I highly recommend the article on quantifying uncertainty by P.J. Roache. It is well written, and it is a special treat to read a CFD paper with a sentence like,

Clearly, we are not interested in such worthless semantics and effete philosophizing, but in practical definitions, applied in the context of engineering and science accuracy.

Roache is addressing the hand wringing made popular in the "soft" academic communities about the ability to define "truth".
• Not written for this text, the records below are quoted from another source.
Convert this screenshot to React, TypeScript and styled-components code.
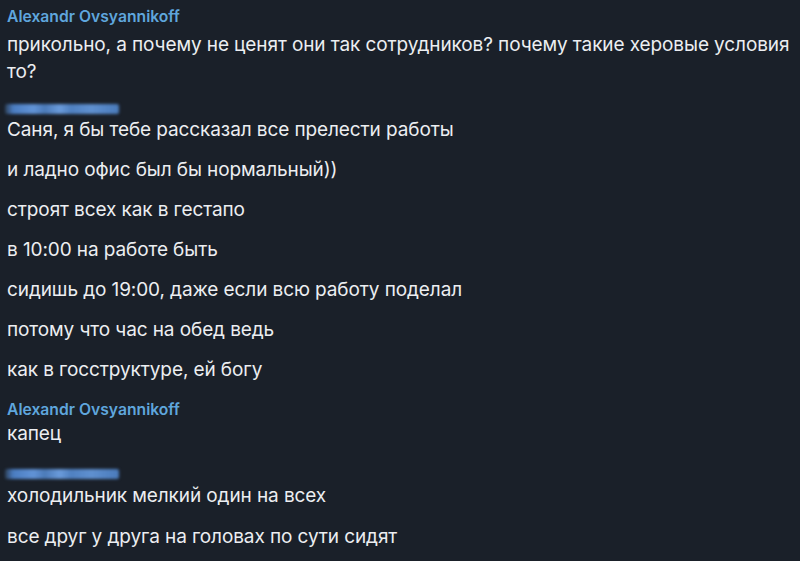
import React from "react";
import styled, { createGlobalStyle } from "styled-components";

const Global = createGlobalStyle`
  html, body { margin: 0; padding: 0; background: #1a2029; }
  body { width: 800px; height: 561px; overflow: hidden; }
`;

const Page = styled.div`
  width: 800px;
  height: 561px;
  background: #1a2029;
  padding: 7px 0 0 7px;
  box-sizing: border-box;
  font-family: Inter, "Noto Sans", sans-serif;
  color: #eceef1;
  display: flex;
  flex-direction: column;
`;

const Group = styled.div<{ $gap: number; $inner?: number }>`
  display: flex;
  flex-direction: column;
  gap: ${(p) => p.$inner ?? 13}px;
  margin-bottom: ${(p) => p.$gap}px;
`;

const Name = styled.div<{ $after: number }>`
  font-size: 15.7px;
  font-weight: 600;
  line-height: 20px;
  color: #5fa6dd;
  margin-bottom: ${(p) => p.$after}px;
`;

const BlurName = styled.div`
  height: 20px;
  box-sizing: border-box;
  padding-top: 5px;
  display: flex;
  align-items: center;
  margin-bottom: -13px;
`;

const BlurBar = styled.div`
  width: 114px;
  height: 10px;
  margin-left: -2px;
  border-radius: 2px;
  background: linear-gradient(
    90deg,
    rgba(90, 140, 200, 0.3) 0%,
    #4a7cc0 7%,
    #6193d6 25%,
    #4b7ab8 35%,
    #6a9bdb 48%,
    #4f80c0 58%,
    #5f90d0 75%,
    #4a7bbb 100%
  );
  filter: blur(1.4px);
`;

const Text = styled.div`
  font-size: 19px;
  line-height: 27px;
  letter-spacing: -0.1px;
  width: 790px;
`;

const App: React.FC = () => (
  <>
    <Global />
    <Page>
      <Group $gap={11}>
        <Name $after={-9}>Alexandr Ovsyannikoff</Name>
        <Text>
          прикольно, а почему не ценят они так сотрудников? почему такие херовые условия то?
        </Text>
      </Group>
      <Group $gap={17}>
        <BlurName>
          <BlurBar />
        </BlurName>
        <Text>Саня, я бы тебе рассказал все прелести работы</Text>
        <Text>и ладно офис был бы нормальный))</Text>
        <Text>строят всех как в гестапо</Text>
        <Text>в 10:00 на работе быть</Text>
        <Text>сидишь до 19:00, даже если всю работу поделал</Text>
        <Text>потому что час на обед ведь</Text>
        <Text>как в госструктуре, ей богу</Text>
      </Group>
      <Group $gap={14}>
        <Name $after={-13}>Alexandr Ovsyannikoff</Name>
        <Text>капец</Text>
      </Group>
      <Group $gap={0} $inner={14}>
        <BlurName>
          <BlurBar />
        </BlurName>
        <Text>холодильник мелкий один на всех</Text>
        <Text>все друг у друга на головах по сути сидят</Text>
      </Group>
    </Page>
  </>
);

export default App;
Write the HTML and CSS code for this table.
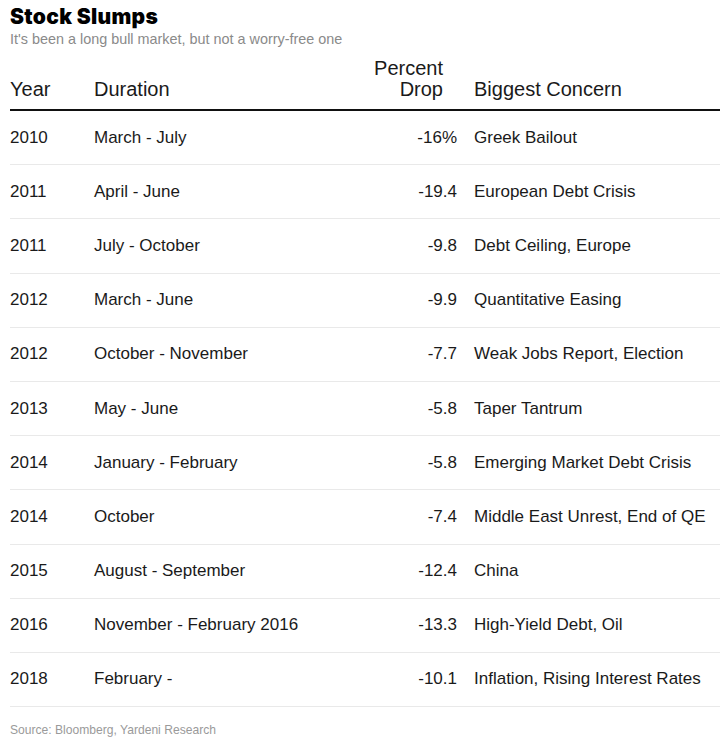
FILE: index.html
```html
<!DOCTYPE html>
<html>
<head>
<meta charset="utf-8">
<link rel="stylesheet" href="styles.css">
</head>
<body>
<div class="page">
  <h1 class="title">Stock Slumps</h1>
  <p class="subtitle">It's been a long bull market, but not a worry-free one</p>
  <table class="slumps">
    <colgroup>
      <col class="w-year">
      <col class="w-dur">
      <col class="w-drop">
      <col class="w-con">
    </colgroup>
    <thead>
      <tr>
        <th class="c-year">Year</th>
        <th class="c-dur">Duration</th>
        <th class="c-drop">Percent<br>Drop</th>
        <th class="c-con">Biggest Concern</th>
      </tr>
    </thead>
    <tbody>
      <tr><td class="c-year">2010</td><td class="c-dur">March - July</td><td class="c-drop">-16%</td><td class="c-con">Greek Bailout</td></tr>
      <tr><td class="c-year">2011</td><td class="c-dur">April - June</td><td class="c-drop">-19.4</td><td class="c-con">European Debt Crisis</td></tr>
      <tr><td class="c-year">2011</td><td class="c-dur">July - October</td><td class="c-drop">-9.8</td><td class="c-con">Debt Ceiling, Europe</td></tr>
      <tr><td class="c-year">2012</td><td class="c-dur">March - June</td><td class="c-drop">-9.9</td><td class="c-con">Quantitative Easing</td></tr>
      <tr><td class="c-year">2012</td><td class="c-dur">October - November</td><td class="c-drop">-7.7</td><td class="c-con">Weak Jobs Report, Election</td></tr>
      <tr><td class="c-year">2013</td><td class="c-dur">May - June</td><td class="c-drop">-5.8</td><td class="c-con">Taper Tantrum</td></tr>
      <tr><td class="c-year">2014</td><td class="c-dur">January - February</td><td class="c-drop">-5.8</td><td class="c-con">Emerging Market Debt Crisis</td></tr>
      <tr><td class="c-year">2014</td><td class="c-dur">October</td><td class="c-drop">-7.4</td><td class="c-con">Middle East Unrest, End of QE</td></tr>
      <tr><td class="c-year">2015</td><td class="c-dur">August - September</td><td class="c-drop">-12.4</td><td class="c-con">China</td></tr>
      <tr><td class="c-year">2016</td><td class="c-dur">November - February 2016</td><td class="c-drop">-13.3</td><td class="c-con">High-Yield Debt, Oil</td></tr>
      <tr><td class="c-year">2018</td><td class="c-dur">February -</td><td class="c-drop">-10.1</td><td class="c-con">Inflation, Rising Interest Rates</td></tr>
    </tbody>
  </table>
  <p class="source">Source: Bloomberg, Yardeni Research</p>
</div>
</body>
</html>
```

FILE: styles.css
```css
html, body {
  margin: 0;
  padding: 0;
  background: #fff;
}
.page {
  padding: 5px 0 0 10px;
  font-family: "Liberation Sans", Arial, sans-serif;
  color: #1a1a1a;
}
.title {
  margin: 0;
  font-family: Inter, "Liberation Sans", sans-serif;
  font-weight: 900;
  font-size: 21px;
  line-height: 24px;
  letter-spacing: 0.3px;
  color: #000;
}
.subtitle {
  margin: 1px 0 0;
  font-size: 14.4px;
  line-height: 18px;
  color: #8a8a8a;
}
.slumps {
  width: 710px;
  table-layout: fixed;
  border-collapse: collapse;
  margin-top: 10px;
  font-size: 17px;
}
.w-year { width: 84px; }
.w-dur { width: 262px; }
.w-drop { width: 101px; }
.w-con { width: 263px; }
.slumps th {
  font-weight: normal;
  font-size: 20px;
  line-height: 21px;
  text-align: left;
  vertical-align: bottom;
  padding: 0 0 9px;
  border-bottom: 2px solid #111;
}
.slumps td {
  height: 53.2px;
  padding: 0;
  border-bottom: 1px solid #e9e9e9;
  vertical-align: middle;
  white-space: nowrap;
}
.slumps .c-drop {
  text-align: right;
}
.slumps th.c-drop {
  padding-right: 14px;
}
.slumps .c-con {
  padding-left: 17px;
}
.source {
  margin: 16px 0 0;
  font-size: 12.1px;
  color: #9a9a9a;
}
```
Other than being a good basic engineering practice, making sure users of your results are well aware of the uncertainty is a matter of integrity too. There's an obligation that comes with expertise. Boole's words on the subject still ring true. More recently Feynman said much the same thing about integrity as an expert advising others:

I'm talking about a specific, extra type of integrity that is not lying, but bending over backwards to show how you are maybe wrong, that you ought to have when acting as a scientist. And this is our responsibility as scientists, certainly to other scientists, and I think to laymen.